If you find a leaf with a face chewed into it, you shouldn't take it home with you.  (This was actually the comment that led to this whole post - intended as a silly example of leave no trace, but my brain went "that would be wonderfully creepy in-game")

Place campfires in established rings, or else.

Avalanche and river-crossing dangers depend less on the weather right now than on the weather from the previous week or so.  Probably also true of trail conditions.  On the one hand, this complicates the problem of making weather systems for the wilderness game, because if you want high-fidelity simulation you have to track past state.  On the other hand, this also pushes towards other potential solution-spaces, which isn't a bad thing (maybe something like the Oriental Adventures events tables - you roll a big trend for this month's weather, which sets the trail, river, and avalanche conditions, and then roll daily weather within that big weather pattern's subtable).

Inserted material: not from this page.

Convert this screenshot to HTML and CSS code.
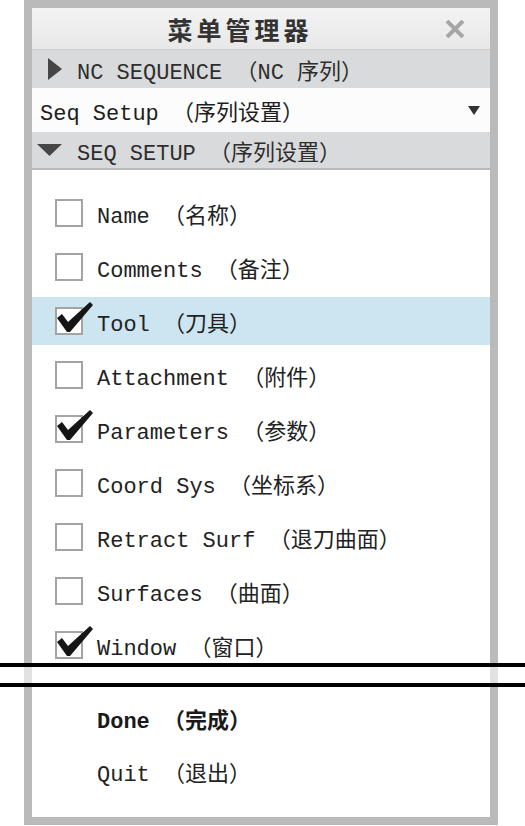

Animals in popular hiking destinations steal enough food from peoples' bags to get enormous.

Black bears are basically just large housecats for morale purposes, unless cubs are involved.

Mountain lions are also basically large housecats for morale purposes, except they think you are a toy.

Local outfitter offers appointments to get your gear in order for a particular trip.  Quartermaster NPCs!  I'm pretty sure I've written a post about having a NPCs to organize mules and rations and all that stuff (as a script, of course), but I'll be arsed if I can find it.

Some good place-names.  "Ranger Station" is a phrase that translates wonderfully into D&D.